Thanks to these beetles, we have plenty of trees to build with.
Damn. After the devastation our Colorado mountains endured due to those little buggers, I never, ever thought I say something nice about them.
And so it goes: if you want lumber, fall trees, clear slash, etc. and then… haul to Colorado.
So about that part about hauling to Colorado…
Really?
Yes, really.
See, even after milling off the rotted two to three inches that many of these big trees often have around their girth, what we’re left with is a lot of lumber. Good lumber. Really good, and better than what we’d mill in Colorado. These dead doug fir have heavier, heartier wood than beetle kill blue spruce. Wood strong enough for framing, thick enough to stack for walls, and dense enough to hold heat inside the cabin they’ll one day be.
That’s what this work is all about now. Like mining for gold. Getting down to the good stuff. And this wood is good.
And here’s the thing. Time is of the essence. Sure it would be great to take our time and log and skid and peel and notch and slowly stack logs from our Colorado land where this house will be. And for our next project, that’s what we plan to do. (Yes, knowing us…)
But for now, for starters, for just getting a cabin built, quick and simple and safe and sound, lets be real. We won’t have that time this year. The only chance we have of getting this project done and having a roof over our head and solid structure to winter in (which in the high wild mountains of Colorado is a serious thing) is to do it this way – mill the lumber now, while we can, before the crunch of summer building begins. Or spend a lot of money we don’t have and hire some crew to do it all, wham bam.
Tempting as that sounds some times, that is not what we’ll do.
Slow and steady, we’ll get it done, by making the most of what we have. A lot of beetle killed trees and one old mill. And we’ll work around what we don’t have: time! Building a house from the ground up in the short season between the ground thawing (May) and the ground freezing again (October) – and building something solid and secure enough to winter in – is already a daunting project for a couple that some say have a few too many years behind them to be taking such a project on. Oh yeah, and in addition to the cabin… there’s getting the solar, septic, greenhouse, horse shelter, chicken coop and wood shed (full) done during that time frame as well.

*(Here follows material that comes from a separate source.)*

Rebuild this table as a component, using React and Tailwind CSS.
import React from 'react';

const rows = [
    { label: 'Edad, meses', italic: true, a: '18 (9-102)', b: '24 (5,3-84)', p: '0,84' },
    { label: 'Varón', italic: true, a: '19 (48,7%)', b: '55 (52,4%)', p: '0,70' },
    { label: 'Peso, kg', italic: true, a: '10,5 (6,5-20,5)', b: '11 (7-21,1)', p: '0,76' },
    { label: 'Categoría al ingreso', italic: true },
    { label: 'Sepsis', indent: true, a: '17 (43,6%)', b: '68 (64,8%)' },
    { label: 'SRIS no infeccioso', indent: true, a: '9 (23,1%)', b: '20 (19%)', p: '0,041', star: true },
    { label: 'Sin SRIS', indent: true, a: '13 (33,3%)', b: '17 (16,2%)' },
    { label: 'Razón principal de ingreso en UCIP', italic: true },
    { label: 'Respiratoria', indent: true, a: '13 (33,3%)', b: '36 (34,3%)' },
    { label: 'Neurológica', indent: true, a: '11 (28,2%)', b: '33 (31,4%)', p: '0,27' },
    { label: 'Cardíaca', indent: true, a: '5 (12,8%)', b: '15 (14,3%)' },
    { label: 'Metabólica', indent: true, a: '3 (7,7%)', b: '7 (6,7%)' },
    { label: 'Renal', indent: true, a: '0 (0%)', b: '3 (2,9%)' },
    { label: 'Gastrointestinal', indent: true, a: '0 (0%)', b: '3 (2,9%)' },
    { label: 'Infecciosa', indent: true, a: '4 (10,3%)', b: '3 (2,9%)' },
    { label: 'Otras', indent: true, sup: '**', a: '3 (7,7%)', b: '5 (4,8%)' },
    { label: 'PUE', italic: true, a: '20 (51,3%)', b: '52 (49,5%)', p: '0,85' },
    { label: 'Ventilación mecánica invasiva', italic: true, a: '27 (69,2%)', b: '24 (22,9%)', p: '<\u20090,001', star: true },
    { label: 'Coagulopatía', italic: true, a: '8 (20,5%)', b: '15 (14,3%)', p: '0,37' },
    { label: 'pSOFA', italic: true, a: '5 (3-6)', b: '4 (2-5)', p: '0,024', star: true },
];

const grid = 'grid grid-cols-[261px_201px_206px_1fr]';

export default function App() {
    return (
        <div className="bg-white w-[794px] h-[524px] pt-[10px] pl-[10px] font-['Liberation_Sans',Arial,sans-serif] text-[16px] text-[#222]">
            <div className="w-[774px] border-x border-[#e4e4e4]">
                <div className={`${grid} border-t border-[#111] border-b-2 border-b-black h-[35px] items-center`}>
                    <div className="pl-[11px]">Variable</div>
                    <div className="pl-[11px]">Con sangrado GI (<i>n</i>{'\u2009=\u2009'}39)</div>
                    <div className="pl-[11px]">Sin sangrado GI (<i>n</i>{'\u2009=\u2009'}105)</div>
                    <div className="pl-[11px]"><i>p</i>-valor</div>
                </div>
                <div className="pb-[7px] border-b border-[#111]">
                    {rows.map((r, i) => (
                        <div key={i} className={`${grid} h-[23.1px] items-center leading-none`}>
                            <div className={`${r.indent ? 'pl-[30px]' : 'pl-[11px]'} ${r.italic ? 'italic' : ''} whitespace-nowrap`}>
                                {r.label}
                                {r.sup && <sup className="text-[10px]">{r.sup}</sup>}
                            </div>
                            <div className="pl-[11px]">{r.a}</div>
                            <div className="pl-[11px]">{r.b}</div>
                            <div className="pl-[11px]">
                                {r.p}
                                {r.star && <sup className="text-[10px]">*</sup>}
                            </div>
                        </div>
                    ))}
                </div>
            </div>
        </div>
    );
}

Geez, when I think of all that, I wonder how the hell we’re going to get it done. I probably shouldn’t be sharing our plans as it’s not going to help with our mounting stress.
Just get to work and get it done and stop whining.
And all the while, try to have fun, find the magic and joy and awe all around, be good to each other, each and every day, no matter how slow it goes.
And really, that’s what we do.
So that was the part about “plans.” Haven’t even started sharing the part about “place.”
Guess I’ll save those deep thoughts for another day.